Experts to Assess NIST Cryptography Program

Panel to Review NSA's Role in Creating NIST Standards

Experts to Assess NIST Cryptography Program

 

A group of noted cryptographers, academics and business leaders will provide an independent assessment of the way the National Institute of Standards and Technology develops cryptographic standards and guidelines.

NIST in February issued a draft report proposing changes in the way it develops cryptographic standards, following allegations that the National Security Agency meddled with NIST guidance dealing with generation of random bits (see NIST Unveils Crypto Standards Proposal ).

The Visiting Committee on Advanced Technology, NIST's primary advisory committee known as VCAT, on May 14 named seven prominent individuals to a Committee of Visitors to examine Interagency Report 7977, NIST Cryptographic Standards and Guidelines Development Process, which proposes revisions of how NIST develops cryptographic standards.

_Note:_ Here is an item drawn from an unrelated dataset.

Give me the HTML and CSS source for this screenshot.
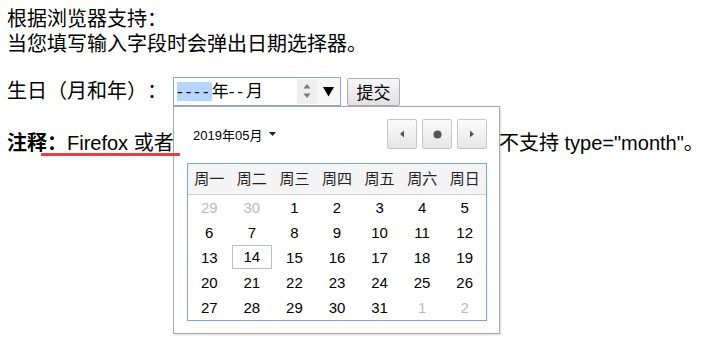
FILE: index.html
```html
<!DOCTYPE html>
<html lang="zh-CN">

<head>
    <meta charset="UTF-8" />
    <title>月份选择</title>
    <link rel="stylesheet" href="styles.css">
</head>

<body>
    <div class="page">

        <div class="intro">根据浏览器支持：<br>当您填写输入字段时会弹出日期选择器。</div>

        <form class="birth-form">
            <label class="field-label">生日（月和年）：</label>

            <div class="month-field">
                <div class="month-input">
                    <span class="seg seg-active">----</span><span class="unit">年</span><span class="seg">--</span><span class="unit">月</span>
                    <span class="spin">
                        <svg width="8" height="15" viewBox="0 0 8 15">
                            <path d="M4 0 L7.5 4.5 H0.5 Z" fill="#777" />
                            <path d="M4 14 L7.5 9.5 H0.5 Z" fill="#777" />
                        </svg>
                    </span>
                    <span class="drop">
                        <svg width="11" height="10" viewBox="0 0 11 10">
                            <path d="M0 0 H11 L5.5 9.5 Z" fill="#000" />
                        </svg>
                    </span>
                </div>

                <!-- 달력 팝업 -->
                <div class="picker">
                    <div class="picker-head">
                        <div class="month-label">2019年05月
                            <svg class="caret" width="7" height="4" viewBox="0 0 7 4">
                                <path d="M0 0 H7 L3.5 4 Z" fill="#222" />
                            </svg>
                        </div>
                        <div class="nav">
                            <div class="nav-btn">
                                <svg width="6" height="8" viewBox="0 0 6 8"><path d="M1 4 L5 0.5 V7.5 Z" fill="#555" /></svg>
                            </div>
                            <div class="nav-btn">
                                <svg width="9" height="9" viewBox="0 0 9 9"><circle cx="4.5" cy="4.5" r="4" fill="#555" /></svg>
                            </div>
                            <div class="nav-btn">
                                <svg width="6" height="8" viewBox="0 0 6 8"><path d="M5 4 L1 0.5 V7.5 Z" fill="#555" /></svg>
                            </div>
                        </div>
                    </div>

                    <div class="calendar">
                        <div class="week">
                            <span>周一</span><span>周二</span><span>周三</span><span>周四</span><span>周五</span><span>周六</span><span>周日</span>
                        </div>
                        <div class="days">
                            <span class="other">29</span><span class="other">30</span><span>1</span><span>2</span><span>3</span><span>4</span><span>5</span>
                            <span>6</span><span>7</span><span>8</span><span>9</span><span>10</span><span>11</span><span>12</span>
                            <span>13</span><span class="today">14</span><span>15</span><span>16</span><span>17</span><span>18</span><span>19</span>
                            <span>20</span><span>21</span><span>22</span><span>23</span><span>24</span><span>25</span><span>26</span>
                            <span>27</span><span>28</span><span>29</span><span>30</span><span>31</span><span class="other">1</span><span class="other">2</span>
                        </div>
                    </div>
                </div>
            </div>

            <button type="button" class="submit">提交</button>
        </form>

        <p class="note"><b>注释：</b>Firefox 或者 Internet Explorer 11 以及更早的版本不支持 type="month"。<span class="mark"></span></p>

    </div>
</body>

</html>
```

FILE: styles.css
```css
* {
    margin: 0;
    padding: 0;
    box-sizing: border-box;
}

html,
body {
    width: 100%;
    height: 100%;
    overflow: hidden;
    background-color: #fff;
}

body {
    font-family: "Liberation Sans", "Noto Sans CJK SC", sans-serif;
    font-size: 20px;
    color: #000;
    text-spacing-trim: space-all;
}

.page {
    padding: 7px 0 0 7px;
    white-space: nowrap;
}

.intro {
    line-height: 25px;
}

.birth-form {
    display: flex;
    align-items: center;
    margin-top: 20px;
}

.field-label {
    line-height: 25px;
}

.month-field {
    position: relative;
    margin-left: 6px;
}

/* 입력칸 */
.month-input {
    display: flex;
    align-items: center;
    width: 168px;
    height: 29px;
    padding-left: 3px;
    border: 1px solid #7ea8e6;
    font-size: 17px;
}

.seg {
    letter-spacing: 3px;
    line-height: 19px;
}

.seg-active {
    background-color: #b5d5fd;
}

.unit {
    line-height: 19px;
}

.spin {
    display: flex;
    align-items: center;
    justify-content: center;
    margin-left: auto;
    width: 20px;
    height: 25px;
    background-color: #eee;
}

.drop {
    display: flex;
    align-items: center;
    justify-content: center;
    width: 22px;
    height: 25px;
    margin-right: 1px;
    background-color: #f7f7f7;
}

.submit {
    margin-left: 6px;
    width: 53px;
    height: 28px;
    font-family: "Liberation Sans", "Noto Sans CJK SC", sans-serif;
    font-size: 17px;
    color: #000;
    border: 1px solid #adadad;
    border-radius: 2px;
    background: linear-gradient(#f6f6f6, #e2e2e2);
}

/* 달력 팝업 */
.picker {
    position: absolute;
    top: 100%;
    left: 0;
    z-index: 10;
    width: 327px;
    height: 228px;
    padding: 12px 12px 0 13px;
    background-color: #fff;
    border: 1px solid #a8a8a8;
    box-shadow: 1px 1px 2px rgba(0, 0, 0, 0.15);
}

.picker-head {
    display: flex;
    justify-content: space-between;
    align-items: center;
    height: 30px;
}

.month-label {
    display: flex;
    align-items: center;
    gap: 7px;
    margin-left: 6px;
    font-size: 13px;
}

.nav {
    display: flex;
    gap: 5px;
}

.nav-btn {
    display: flex;
    align-items: center;
    justify-content: center;
    width: 30px;
    height: 30px;
    border: 1px solid #c6c6c6;
    border-radius: 2px;
    background: linear-gradient(#fbfbfb, #e6e6e6);
}

.calendar {
    margin-top: 14px;
    width: 300px;
    border: 1px solid #77a3ea;
    font-size: 15px;
}

.week,
.days {
    display: grid;
    grid-template-columns: repeat(7, 1fr);
    text-align: center;
}

.week {
    height: 31px;
    line-height: 30px;
    background-color: #f4f4f4;
    border-bottom: 1px solid #cfcfcf;
    color: #222;
}

.days span {
    height: 25px;
    line-height: 25px;
}

.days .other {
    color: #bbb;
}

.days .today {
    margin: 0 1px;
    height: 24px;
    line-height: 22px;
    border: 1px solid #bdbdbd;
}

/* 주석 */
.note {
    position: relative;
    margin-top: 25px;
    line-height: 25px;
}

.mark {
    position: absolute;
    left: 34px;
    top: 22px;
    z-index: 20;
    width: 139px;
    height: 3px;
    background-color: #f43a3a;
}
```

The panel members include Internet pioneer Vint Cerf, chief evangelist at Google; three computer science professors, Edward Felten of Princeton University, Bart Preneel of Katholieke Universiteit Leuven in Belgium and Ron Rivest of the Massachusetts Institute of Technology; Steve Lipner, Microsoft's director of security engineering strategy; Ellen Richey, Visa chief enterprise risk officer; and Fran Schrotter, chief operating officer of the American National Standards Institute.

One of the panel members, Princeton's Felten, has written blogs about the alleged NSA interference with NIST standards, concluding one entry titled On Security Backdoors by writing, "As long as the NSA has a license to undermine security standards, we'll have to be suspicious of any standard in which they participate."

Long-Term Relationship

NIST and the NSA have a long relationship working with one another in part because of the e-spying agency's expertise in cryptography. Also, the Federal Information Security Management Act, the law that governs federal government IT security, requires NIST to collaborate with the NSA on cybersecurity guidance. Federal civilian agencies must adopt NIST guidance.

Following publication of the draft of IR 7977, NIST sought public comment on its guide to developing cryptography, and 21 individuals or groups responded. The panel will review those recommendations, too.

A few of the recommendations suggest NIST be more transparent about past and future dealings with the NSA. "NIST has not publicly revealed to what extent or in what ways the NSA influenced these standards, or if evidence exists that other standards have been similarly undermined," writes Amie Stepanovich, senior policy counsel at the digital-rights advocacy group Access Washington. "In order to rebuild confidence in NIST, it is necessary that the agency takes proactive steps toward implementing a more transparent, accountable process for standards development.

Kent Landfield, Intel Security director of standards and technology policy, picks up on the transparency theme. "While this draft IR is a good start, it seems to be light on specifics, details and examples," he writes. "We believe this is an opportunity for NIST to demonstrate to the cryptographic community it is working hard to be extremely transparent in all aspects of cryptographic standards development. Enhancing this document with more details, using successes of the past as examples, would go a long way to assure the community NIST is serious about their concerns and is working hard to prove it."

Global Interests

Several stakeholders encourage NIST to take into account global interests in developing cryptography standards because NIST guidance is adopted worldwide. "Since these standards are the building blocks of assurance online and in digital environments, NIST cannot afford to prioritize U.S. interests or discount international perspectives," writes Joseph Lorenzo Hall, chief technologist for the Center for Democracy and Technology, an Internet advocacy group. "NIST should explicitly commit to recognizing international interest in its standards work."